Em salas acessórias ficam o museu de escalada onde estão peças e roupas usadas por escaladores e, numa parede, é possível fazer alguns nós além da oportunidade de conhecer os equipamentos e sua evolução. Principalmente perceber o quanto evoluíram em termos de qualidade, leveza e segurança as peças. Na outra sala estava uma exposição fotográfica como parte das comemorações de 80 anos do Parque Nacional de Itatiaia, a fotos foram captadas, em sua maioria, por câmeras de acionamento remoto ou por sensores e flagraram animais que seria rarissimamente vistos ao vivo, quem dirá fotografados como a irara, ou gato mourisco.

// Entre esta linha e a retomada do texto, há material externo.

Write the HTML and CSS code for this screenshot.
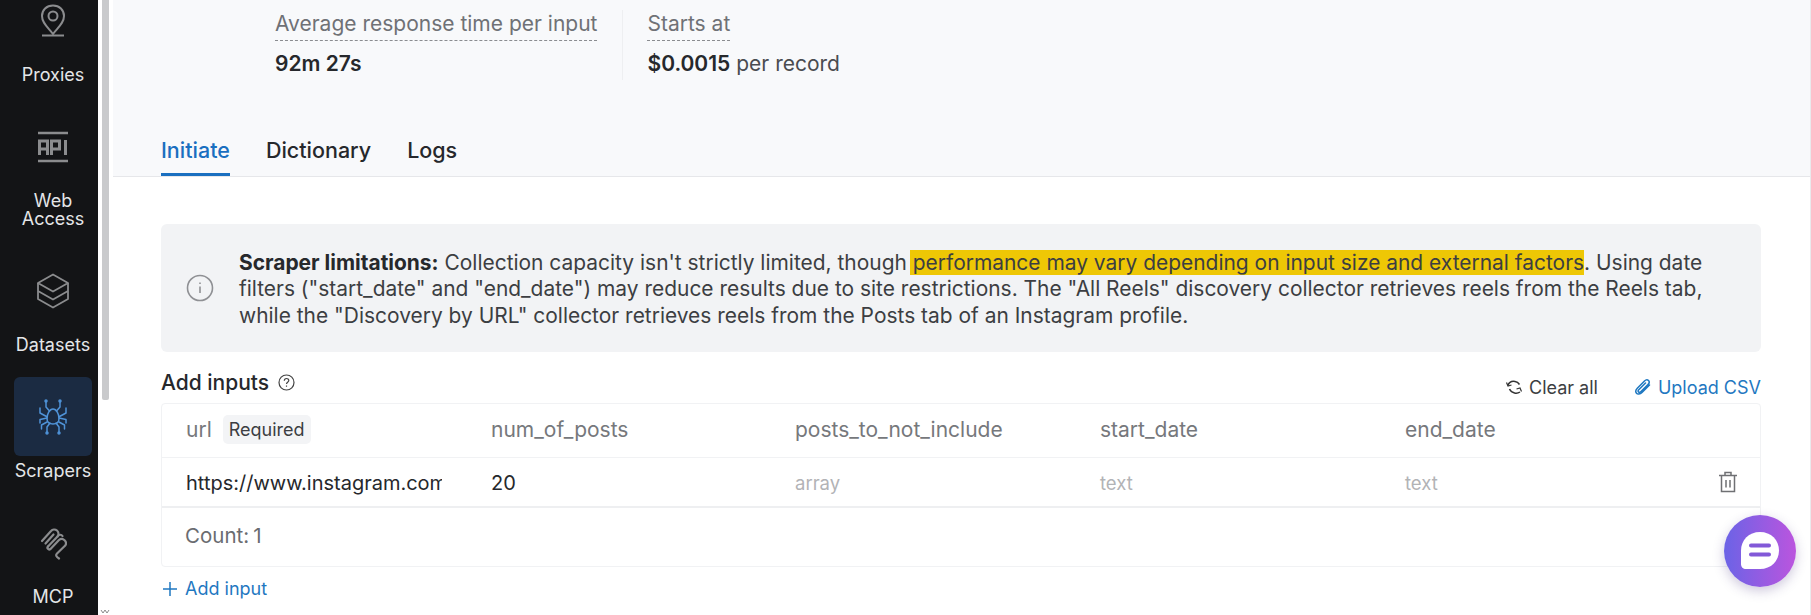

Fechando nosso tour pela parte baixa, saímos do centro de visitantes pela calçada da fama animal que possui a digital de muitos animaizinhos. Apesar de pouco conservada dá para se divertir com as pegadas gravadas no concreto.
Como já eram 17:00 perguntamos a funcionários do ICMBio que estava ali do lado se os restaurantes dentro do parque estavam abertos. Eles não sabiam ao certo mas acreditavam que já teriam fechado devido o horário. A outra informação que me deram foi que não preciso esperar abrir o centro no sábado para subir a Travessia Ruy Braga, basta se apresentar na Posto do Marcão na parte alta no dia que lá chegar. Ficamos contentes com a notícia, pois o centro abre só às 08:00, e nessa hora já devemos ter caminhado quase metade da distância até o Abrigo Massena. Nesse caso tomamos a estradinha e retornamos ao nosso chalé, tomar o penúltimo café em uma 'casa' antes dos dias na parte alta.
Este diário é o primeiro de uma sequência de dez dias acampados no Parque Nacional do Itatiaia na divisa entre os estados de Minas Gerais e do Rio de Janeiro. Os demais dias, parte baixa e parte alta são relatados nos diários subsequentes.